Lamb yoghurt curry

The Brisbane winter chill has settled down, but it still makes for cold nights and with nighttime temperatures lower than that of Melbourne, you cannot blame me for having one too many stews and soups on the menu.

But recently I’ve been craving a solid flavour punch that would take us through the roof. And nothing screams ‘flavour’ louder than a curry.

So after the SuperButcher Lamb Appreciation Night, we went back over the weekend to pick up one of the quarter packs, which included various lamb cuts and cost AUD$30-ish – a real steal when it includes a lamb rack that would normally cost AUD$42 per kg in the supermarket.

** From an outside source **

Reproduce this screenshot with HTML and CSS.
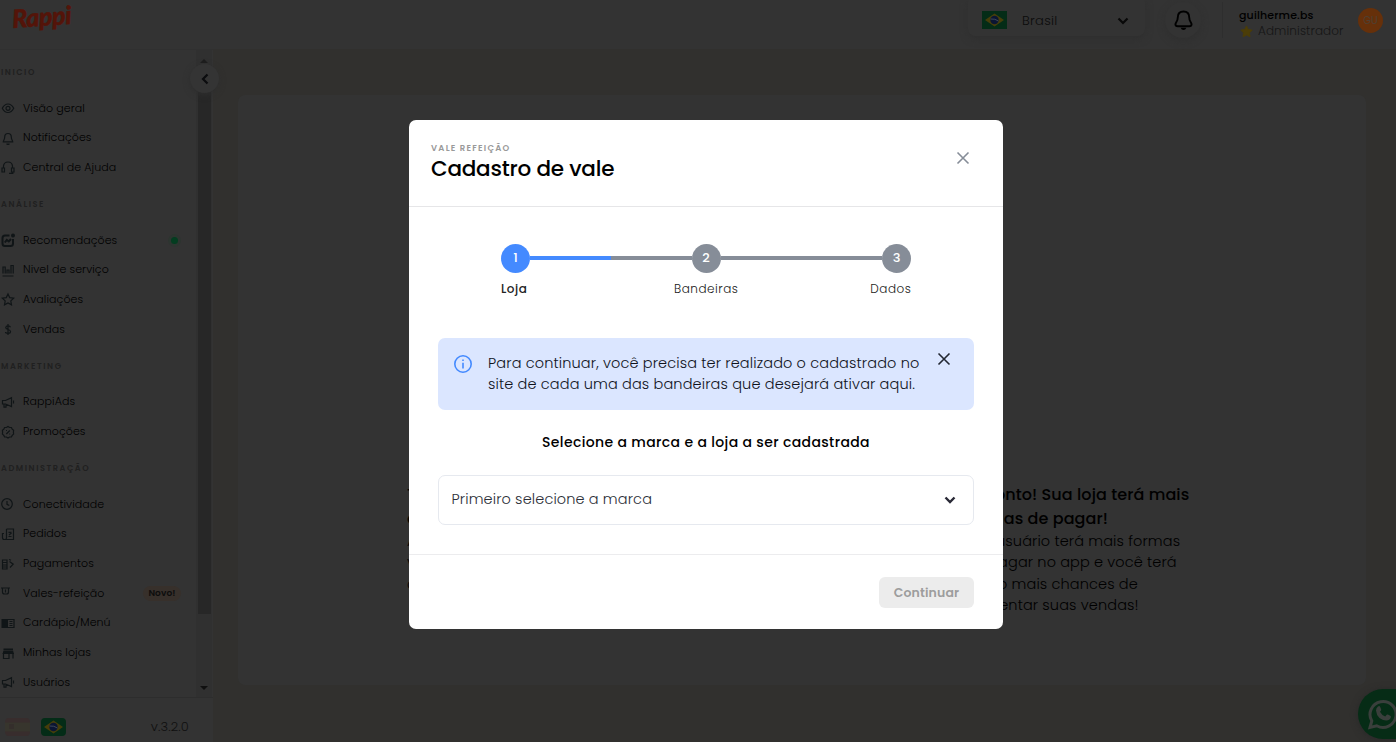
FILE: index.html
```html
<!DOCTYPE html>
<html lang="pt-BR">
<head>
<meta charset="utf-8">
<title>Cadastro de vale</title>
<link rel="stylesheet" href="styles.css">
</head>
<body>
<svg class="defs" aria-hidden="true">
  <symbol id="flag-br" viewBox="0 0 25 18"><rect width="25" height="18" fill="#042c17"/><path d="M12.500 2.500 22 9l-9.500 6.500L3 9z" fill="#463e0a"/><circle cx="12.500" cy="9" r="4.200" fill="#0b1533"/><path d="M8.600 8q4.500-.5 7.800 2" stroke="#3f4858" fill="none"/></symbol>
  <symbol id="mega" viewBox="0 0 14 14"><path d="M1.500 5.500h3L10.500 2.800v8.700L4.500 9h-3zM3 9.200v3h2v-2.500M12.500 5.500v3"/></symbol>
  <symbol id="bell" viewBox="0 0 14 14"><path d="M7 2.500c-2.200 0-3.300 1.500-3.300 3.500 0 3-1.400 3.300-1.400 4.800h9.400c0-1.500-1.400-1.800-1.400-4.800 0-2-1.100-3.500-3.300-3.500zM5.500 12.800q1.500 1.200 3 0"/></symbol>
  <symbol id="chev" viewBox="0 0 12 8"><path d="M1.500 1.500 6 6l4.500-4.500"/></symbol>
</svg>

<header class="topbar">
  <div class="logo">Rappi</div>
  <div class="country"><svg class="flag"><use href="#flag-br"/></svg><span>Brasil</span><svg class="chev"><use href="#chev"/></svg></div>
  <div class="bell"><svg viewBox="0 0 20 22"><path d="M10 1.500c-4 0-6 2.500-6 6 0 4.500-2.500 5.500-2.500 7.500 0 1.500 1 2 2.500 2h12c1.500 0 2.500-.5 2.500-2 0-2-2.500-3-2.500-7.500 0-3.500-2-6-6-6z"/><path class="solid" d="M7 18.500h6q-.8 2.500-3 2.500t-3-2.500z"/></svg></div>
  <div class="user">
    <div class="who"><b>guilherme.bs</b><span><svg class="star" viewBox="0 0 14 14"><path d="M7 1l1.900 3.900 4.200.6-3 3 .7 4.200L7 10.700l-3.800 2 .7-4.200-3-3 4.200-.6z"/></svg><em>Administrador</em></span></div>
    <div class="avatar">GU</div>
  </div>
</header>

<div class="shell">
  <aside class="side">
    <div class="scroll">
      <nav class="menu">
        <h4>INICIO</h4>
        <a><svg viewBox="0 0 14 14"><path d="M1.300 7.300q2.200-4.300 5.700-4.300t5.700 4.300q-2.200 4.200-5.700 4.200T1.300 7.300z"/><circle cx="7" cy="7.300" r="2"/></svg><span>Visão geral</span></a>
        <a><svg><use href="#bell"/></svg><span>Notificações</span></a>
        <a><svg viewBox="0 0 14 14"><path d="M2.500 7.500V6Q3 2 7 2t4.500 4v1.500M1 8h2.500v4H1zM10.500 8H13v4h-2.500zM11.800 12v1.300H8"/></svg><span>Central de Ajuda</span></a>
        <h4>ANÁLISE</h4>
        <a><svg class="heavy" viewBox="0 0 14 14"><path d="M8.500 2.500H4Q1.500 2.500 1.500 5v5.500Q1.500 13 4 13h5.500Q12 13 12 10.500V6M3.800 9.500l2-2.500 2 1.500L10 6"/><circle cx="12" cy="2.500" r="1"/></svg><span>Recomendações</span><i class="live"></i></a>
        <a><svg viewBox="0 0 14 14"><path d="M2 10.500V4h2.200v6.500M6 10.500V7h2v3.500M10 10.500V2.500h2.200v8M1.500 13h11"/></svg><span>Nivel de serviço</span></a>
        <a><svg viewBox="0 0 14 14"><path d="M7 2l1.700 3.600 4 .5-2.900 2.800.7 3.900L7 11l-3.500 1.800.7-3.900-2.900-2.800 4-.5z"/></svg><span>Avaliações</span></a>
        <a><svg viewBox="0 0 14 14"><path d="M9.500 5.300Q9 3.800 7 3.800T4.700 5.600q0 1.400 2.300 1.900t2.500 1.900q0 1.900-2.500 1.900T4.500 9.900M7 2v11"/></svg><span>Vendas</span></a>
        <h4>MARKETING</h4>
        <a><svg><use href="#mega"/></svg><span>RappiAds</span></a>
        <a><svg viewBox="0 0 14 14"><path d="M7 1.500l1.600 1 1.800 0 .8 1.600 1.400 1.200-.2 1.900.2 1.900-1.400 1.300-.8 1.600H8.600L7 13l-1.600-1H3.600l-.8-1.600-1.400-1.300.2-1.900-.2-1.900 1.400-1.200.8-1.600h1.800zM5.300 9l3.500-3.500M5 5.500h1M8.200 9h1"/></svg><span>Promoções</span></a>
        <h4>ADMINISTRAÇÃO</h4>
        <a><svg viewBox="0 0 14 14"><circle cx="6" cy="7" r="5.300"/><path d="M6 4v3.300l2.300 1.200"/></svg><span>Conectividade</span></a>
        <a><svg viewBox="0 0 14 14"><path d="M5.500 2h7v10.500H3.200q-1.700 0-1.700-2V6.500h1.500M5.500 2v9q0 1.500-1.500 1.500M7.500 5.300h3M7.500 9.500h3M8 8l2.500-2"/></svg><span>Pedidos</span></a>
        <a><svg viewBox="0 0 14 14"><path d="M1.500 3h4.500v9H1.500zM1.500 5.500H6M1.500 8H6M1.500 10H6M8.500 4.500 12.200 7.200 9 10.500M8 2.500l2 .8"/></svg><span>Pagamentos</span></a>
        <a><svg viewBox="0 0 14 14"><path d="M0 2h9M1.500 2v4q0 2 2 2h2q2 0 2-2V2M4.500 3.500v3"/></svg><span>Vales-refeição</span><i class="new">Novo!</i></a>
        <a><svg viewBox="0 0 14 14"><path class="solid" d="M.5 3h6.500v9H.5z"/><path d="M7 3.500h6v8H7M8.500 5.500h3M8.500 7.500h3M8.500 9.500h3"/></svg><span>Cardápio/Menú</span></a>
        <a><svg viewBox="0 0 14 14"><path class="solid" d="M2.500 2.500h9.500V4H2.500zM2.500 4.500H12l1 3.500H1.500z"/><path d="M2.500 7v5.500H8V7M12 7v5.500"/></svg><span>Minhas lojas</span></a>
        <a><svg><use href="#mega"/></svg><span>Usuários</span></a>
      </nav>
      <div class="bar"><i class="up"></i><i class="thumb"></i><i class="down"></i></div>
    </div>
    <div class="foot"><svg class="es" viewBox="0 0 25 18"><rect width="25" height="18" fill="#382d2d"/><rect y="4.500" width="25" height="9" fill="#37352d"/><rect x="4" y="6" width="5" height="5" fill="#342e2b"/></svg><svg class="br"><use href="#flag-br"/></svg><span>v.3.2.0</span></div>
    <div class="collapse"><svg viewBox="0 0 8 12"><path d="M6.500 1.500 2 6l4.500 4.500"/></svg></div>
  </aside>
  <main class="main">
    <section class="card">
      <div class="promo left"><strong>Tudo</strong><strong>certo</strong><span>Ative</span><span>vales</span><span>com</span></div>
      <div class="promo right"><strong>E pronto! Sua loja terá mais</strong><strong>formas de pagar!</strong><span>Seu usuário terá mais formas</span><span>de pagar no app e você terá</span><span>muito mais chances de</span><span>aumentar suas vendas!</span></div>
    </section>
  </main>
</div>

<div class="whats"><svg viewBox="0 0 32 32"><path d="M3 29.500 4.800 23A13 13 0 1 1 9.700 27.800z"/><path class="phone" d="M11 8.500q1.500-1 2.200.5l1 2.400q.3.800-1.200 2.300 1.800 3.500 5.200 4.700l1.500-1.700q.5-.5 1.200-.2l2.400 1.200q1 .5.500 1.800-1 3-4.500 3Q10 21.500 9 12.500q0-2.500 2-4z"/></svg></div>

<div class="layer">
  <div class="modal" role="dialog">
    <div class="head"><div><small>VALE REFEIÇÃO</small><h1>Cadastro de vale</h1></div><svg class="close" viewBox="0 0 14 14"><path d="M1.500 1.500l11 11M12.500 1.500l-11 11"/></svg></div>
    <div class="body">
      <div class="steps"><b class="on">1</b><i class="half"></i><b>2</b><i></i><b>3</b></div>
      <div class="labels"><span class="cur">Loja</span><span>Bandeiras</span><span>Dados</span></div>
      <div class="info">
        <svg class="ic" viewBox="0 0 20 20"><circle cx="10" cy="10" r="8.200"/><path d="M10 8.800v5.700M10 5.500v1.600"/></svg>
        <p>Para continuar, você precisa ter realizado o cadastrado no<br>site de cada uma das bandeiras que desejará ativar aqui.</p>
        <svg class="x" viewBox="0 0 14 14"><path d="M1.500 1.500l11 11M12.500 1.500l-11 11"/></svg>
      </div>
      <h2>Selecione a marca e a loja a ser cadastrada</h2>
      <div class="select"><span>Primeiro selecione a marca</span><svg class="chev"><use href="#chev"/></svg></div>
    </div>
    <div class="actions"><button disabled>Continuar</button></div>
  </div>
</div>
</body>
</html>
```
FILE: styles.css
```css
* { box-sizing: border-box; }
body { margin: 0; height: 742px; overflow: hidden; background: #31302e; font-family: Poppins, Inter, "Open Sans", sans-serif; font-weight: 300; color: #0b0c0e; }
svg { fill: none; stroke: currentColor; flex: none; }
.defs { position: absolute; width: 0; height: 0; }
.solid { fill: currentColor; stroke: none; }

.topbar { display: flex; height: 49px; background: #333; }
.logo { width: 968px; padding-left: 12px; color: #541409; font: italic 900 25px/32px Lato, sans-serif; letter-spacing: -.4px; -webkit-text-stroke: .5px #541409; transform: rotate(-4deg); transform-origin: 40px 18px; }
.country { display: flex; align-items: center; width: 177px; height: 41px; margin-top: -5px; padding: 10px 16px 0 14px; border-radius: 7px; background: #333; box-shadow: 0 3px 7px #2f2f2f; font-size: 13px; letter-spacing: .3px; color: #0c0c0c; }
.country .flag { width: 25px; height: 18px; margin-right: 15px; margin-top: -1px; stroke: none; }
.country .chev { width: 12px; height: 8px; margin-left: auto; stroke-width: 2.2; color: #080808; }
.bell { display: flex; width: 36px; height: 36px; margin: 2px 21px 0 20px; border-radius: 50%; align-items: center; justify-content: center; box-shadow: 0 3px 7px #2f2f2f; color: #000; }
.bell svg { width: 19px; height: 21px; stroke-width: 2; }
.user { display: flex; flex: 1; height: 36px; margin-top: 2px; padding: 5px 13px 0 16px; border-left: 1px solid #2e2e2e; justify-content: space-between; }
.who { display: flex; flex-direction: column; font-size: 11px; line-height: 16px; }
.who b { font-weight: 500; letter-spacing: .15px; color: #000; }
.who span { display: flex; align-items: center; gap: 5px; color: #161616; }
.who em { font-size: 12px; font-style: normal; letter-spacing: .1px; }
.star { width: 13px; height: 13px; margin-left: 1px; color: #4b3d08; fill: #4b3d08; }
.avatar { width: 25px; height: 25px; margin-top: 1px; border-radius: 50%; background: #66300a; color: #4d4034; font-size: 10px; font-weight: 400; line-height: 25px; text-align: center; }

.shell { display: flex; height: 693px; }
.side { position: relative; display: flex; flex-direction: column; width: 213px; background: #333; border-top: 1px solid #303030; }
.scroll { display: flex; height: 647px; }
.menu { width: 196px; overflow: hidden; }
.menu h4 { margin: 0; padding: 1px 0 0 1px; height: 43.2px; font-size: 8.200px; font-weight: 600; line-height: 43.2px; letter-spacing: 1.550px; color: #202020; }
.menu a { display: flex; align-items: center; height: 29.65px; padding-left: 1px; font-size: 11px; letter-spacing: .08px; color: #000; }
.menu svg { width: 14px; height: 14px; margin-right: 8px; stroke-width: 1.2; color: #101517; }
.menu svg.heavy { stroke-width: 2; }
.live { width: 13px; height: 13px; margin-left: auto; margin-right: 15px; border: 3px solid #2d3530; border-radius: 50%; background: #033d20; }
.new { width: 38px; margin: 0 15px 0 auto; border-radius: 8px; background: #37302b; font-style: normal; font-weight: 600; font-size: 9px; line-height: 15px; letter-spacing: .1px; text-align: center; color: #0d0d0d; }
.bar { display: flex; flex-direction: column; align-items: center; width: 16px; background: #303030; }
.up, .down { border: 4px solid transparent; }
.up { margin: 5px 0 0; border-bottom-color: #1c1c1c; }
.thumb { width: 13px; height: 530px; margin-top: 21px; background: #272727; }
.down { margin-top: 72px; border-top-color: #0f0f0f; }
.foot { display: flex; align-items: center; flex: 1; padding: 14px 24px 0 5px; border-top: 1px solid #2d2d2d; font-size: 13px; letter-spacing: .15px; color: #101010; }
.foot svg { width: 25px; height: 18px; margin-right: 11px; border-radius: 4px; stroke: none; }
.foot span { margin-left: auto; }
.collapse { position: absolute; left: 190px; top: 14px; display: flex; width: 29px; height: 29px; border-radius: 50%; align-items: center; justify-content: center; background: #343434; box-shadow: 0 2px 6px #2e2e2e; }
.collapse svg { width: 8px; height: 12px; stroke-width: 2.2; }
.main { flex: 1; padding: 46px 30px 57px 25px; }
.card { display: flex; height: 590px; padding-top: 388px; border-radius: 7px; background: #333; }
.promo { display: flex; flex-direction: column; color: #000; white-space: nowrap; font-size: 14.500px; line-height: 21.600px; letter-spacing: .13px; }
.promo strong { font-weight: 500; font-size: 16px; line-height: 23.800px; letter-spacing: .1px; color: #000; }
.left { width: 727px; padding-left: 169px; }

.whats { position: absolute; left: 1358px; top: 689px; width: 38px; height: 50px; overflow: hidden; border-radius: 25px 0 0 25px; background: #062c16; color: #3a3f3c; box-shadow: 0 1px 7px #282828; }
.whats svg { width: 32px; height: 32px; margin: 9px 0 0 9px; stroke-width: 3; }
.whats .phone { fill: currentColor; stroke: none; }

.layer { position: fixed; inset: 0; display: flex; justify-content: center; padding: 120px 0 0 16px; }
.modal { width: 594px; height: 509px; border-radius: 7px; background: #fff; }
.head { display: flex; justify-content: space-between; height: 87px; padding: 22px 33px 0 22px; border-bottom: 1px solid #e6e6e8; }
.head small { display: block; font-size: 8.500px; font-weight: 600; line-height: 12px; letter-spacing: 1.250px; color: #999; }
.head h1 { margin: 0; font-size: 21.500px; font-weight: 500; line-height: 30px; letter-spacing: -.22px; color: #000; }
.close { width: 14px; height: 14px; margin-top: 9px; stroke-width: 1.600; color: #868d98; }
.body { height: 347px; padding: 37px 29px 0; }
.steps { display: flex; margin: 0 63px; }
.steps b { width: 29px; height: 29px; border-radius: 50%; background: #868d98; color: #fff; font-size: 13px; font-weight: 500; line-height: 28px; text-align: center; }
.steps .on { background: #448aff; }
.steps i { flex: 1; height: 4px; margin-top: 12px; background: #868d98; }
.steps .half { background: linear-gradient(90deg, #448aff 50%, #868d98 50%); }
.labels { display: grid; grid-template-columns: 1fr 1fr 1fr; margin: 6px 62.500px 0 63px; font-size: 12px; line-height: 20px; letter-spacing: .53px; color: #1a1a1a; text-align: center; }
.labels .cur { font-weight: 500; letter-spacing: .5px; text-align: left; color: #222; }
.labels span:last-child { text-align: right; }
.info { display: flex; height: 72px; margin-top: 39px; padding: 15px 22px 0 15px; border-radius: 7px; background: #dbe6ff; color: #10131c; }
.info p { width: 448px; margin: 0 0 0 15px; font-size: 14.500px; line-height: 21px; letter-spacing: .14px; white-space: nowrap; }
.ic { width: 20px; height: 20px; margin-top: 1px; color: #448aff; stroke-width: 1.600; }
.x { width: 14px; height: 14px; margin: -1px 0 0 1px; color: #222732; stroke-width: 1.600; }
.body h2 { margin: 21px 0; font-size: 14px; font-weight: 500; line-height: 23px; letter-spacing: .36px; text-align: center; color: #000; }
.select { display: flex; align-items: center; justify-content: space-between; height: 50px; padding: 0 17px 2px 12.500px; border: 1px solid #e6e9ef; border-radius: 7px; font-size: 14.500px; letter-spacing: .13px; color: #2c2f38; }
.select .chev { width: 12px; height: 8px; margin-top: 2px; stroke-width: 2.4; color: #292936; }
.actions { display: flex; justify-content: flex-end; padding: 22px 29px 0 0; height: 75px; border-top: 1px solid #ececee; }
.actions button { width: 95px; height: 31px; padding: 0; border: 0; border-radius: 6px; background: #ececec; color: #9d9d9d; font: 600 12.500px Poppins, Inter, sans-serif; letter-spacing: .15px; }
```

Now lamb isn’t something my family cook. My father has broken out in blotches from consuming lamb and my mother finds the flavour too strong. However I have never had an issue with the meat and have learnt to really enjoy it since moving to Australia.

Serves 4


  • 0.5kg lamb leg, cut into chunks (tenderloin tends to be expensive, so if you prefer to use cuts like neck or shank, just cook over a longer time)
  • 2 brown onions, finely chopped
  • 2 garlic cloves, finely chopped
  • 1 tbs finely grated fresh ginger
  • 1 tbs ground cumin
  • 1 tbs ground coriander
  • 2 tsp sweet paprika
  • 1/4 tsp chilli powder
  • 2 tbsp lemon/lime juice
  • 2 tbsp tomato paste
  • 500ml (2 cups) chicken stock
  • 130g (1/2 cup) thick natural yoghurt
  • 2 tbsp cooking oil
  • Fresh coriander leaves, chopped to serve
  • Steamed rice, roti or naan, warmed, to serve


  1. Heat the cooking oil in a large heavy-based saucepan over medium-high heat. Brown the lamb for 2 minutes in batches. Transfer to a plate. Repeat with remaining lamb, reheating the pan between batches.
  2. Mix the cumin, ground coriander, paprika, chilli powder and the lemon/lime juice in a small bowl and set aside.
  3. Add the remaining ghee to the pan. Reduce heat to low. Add the onion and cook, covered, stirring occasionally, for 8 minutes or until soft. Uncover and cook for 5 minutes or until golden.
  4. Add the garlic and ginger, and cook, stirring, for 5 minutes or until soft. Add the spice paste and cook for 2 minutes or until aromatic. Add the tomato paste and stir for 1 minute.
  5. Add the lamb and stock. Cover and cook for 25 minutes. Uncover and cook for 35 minutes. Turn the heat to low and wait for the boiling to stop before stirring in the yoghurt – this will prevent the yoghurt from curdling easily.
  6. Simmer for 30 minutes or until the lamb is very tender and the sauce thickens. Season with salt and pepper. Sprinkle with chopped fresh coriander and serve with warm rice, roti or naan.